Selasa, 26 Mei 2009

Menolak Mentok

Sepekan sebelum aku pulang, kawanku memberi tahu bahwa dia akan membawa anak-anak sanggar ke sebuah bukit dekat air terjun di daerah Cidahu, Kuningan, Jawa Barat. Dia meminta kesediaanku turut ke sana, memberi materi penulisan (istilahnya keren ya!) pada anak-anak sanggar binaannya. Kegiatan ini sebenarnya kami telah kami lakukan sejak tiga bulan terakhir. Kali ini kami memindahkan lokasi ke alam terbuka.

“Sekalian tadabur alam,” ujar kawanku itu memberi penjelasan.

Selain materi penulisan, pada mereka kami berikan diskusi perihal isu global warming; cara paling sederhana yang bisa kami lakukan untuk mencegah dan menyelamatkan bumi. Ada kawan dari Bandung yang memberi materi ini.

Begitulah, kami berdiskusi di antara suara debur air terjun, embusan angin lembah menabuh daun-daun, cicit burung, dan suara hewan yang sekian tahun kami rindukan. Suasana ini entah berapa lama sudah menghilang dari keseharianku. Aku seperti menemukan kembali sisa-sisa masa lalu yang sayup, menjauh, hampir hilang. Kegiatan kali ini jelas memberikan pengalaman berbeda dari yang selama ini kami lakukan di dalam sanggar kami yang sempit di tengah rumah-rumah penduduk.

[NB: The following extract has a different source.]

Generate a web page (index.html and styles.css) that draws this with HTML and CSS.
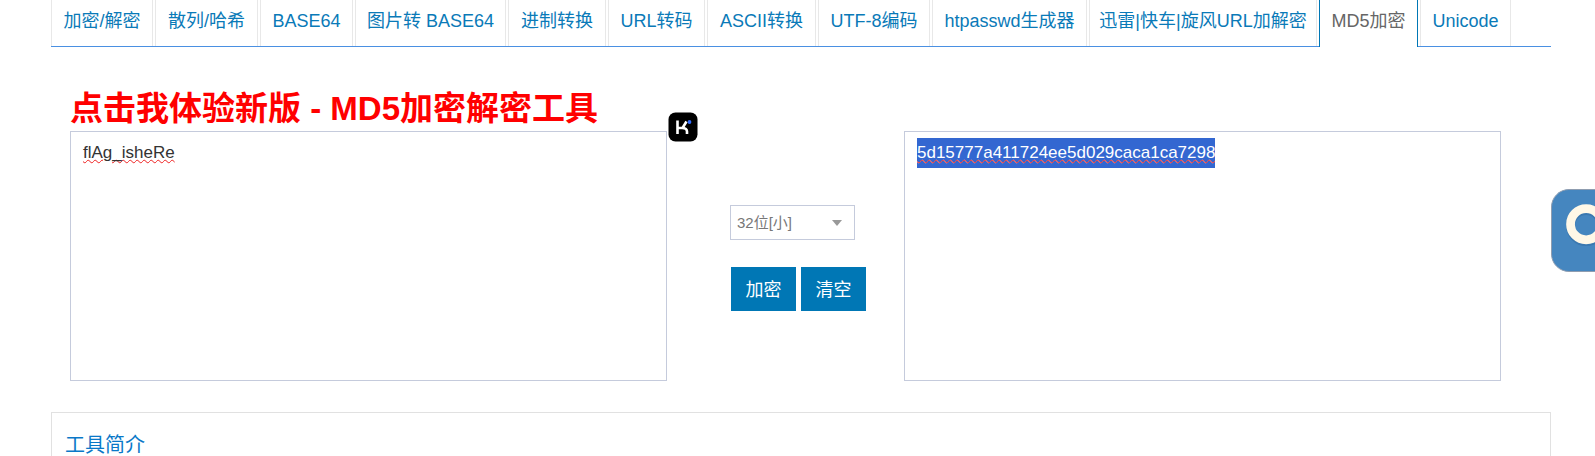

Pada kegiatan serupa ini, akan selalu muncul pertanyaan “Saya sering mentok kalau menulis. Gimana supaya tidak mentok?” Ini pertanyaan sangat biasa tapi tak pernah ada jawaban yang betul-betul memuaskan. Sebab setiap orang mempunyai resep yang berbeda untuk mengatasi mentok saat menulis. Setiap penulis punya strategi masing-masing untuk terhindar dari kementokan. Buat orang yang baru mau belajar menulis, tidak perlu risau menghadapi situasi seperti ini. Sebab, bahkan seorang penulis kampiun sekalipun tak pernah benar-benar bebas dari situasi mentok. Resep yang paling sederhana dan paling banyak ditempuh penulis adalah dengan terus menerus menulis. Karena, seperti kegiatan main bulus tangkis, main voli, dan kegiatan apa pun, kau tidak akan pernah bisa tanpa terus menerus melakukannya.

Seperti kata Arswendo Atmowiloto, kemauan yang terus menerus mencoba itulah yang dinamakan bakat! Tentu kau juga disarankan banyak membaca, memperkaya wawasan, dan mendekati obyek yang hedak ditulis secara lebih mendalam, rinci dan jeli.

Kami meninggalkan lembah berair terjun itu menjelang senja. Aku dan anakku digonceng motor kawanku, kembali ke rumah. Malamnya anakku bercerita kepada kakak dan ibunya tentang pengalamannya mandi di bawah air terjun.

“Pekan depan ke pantai,” rengek si kakak.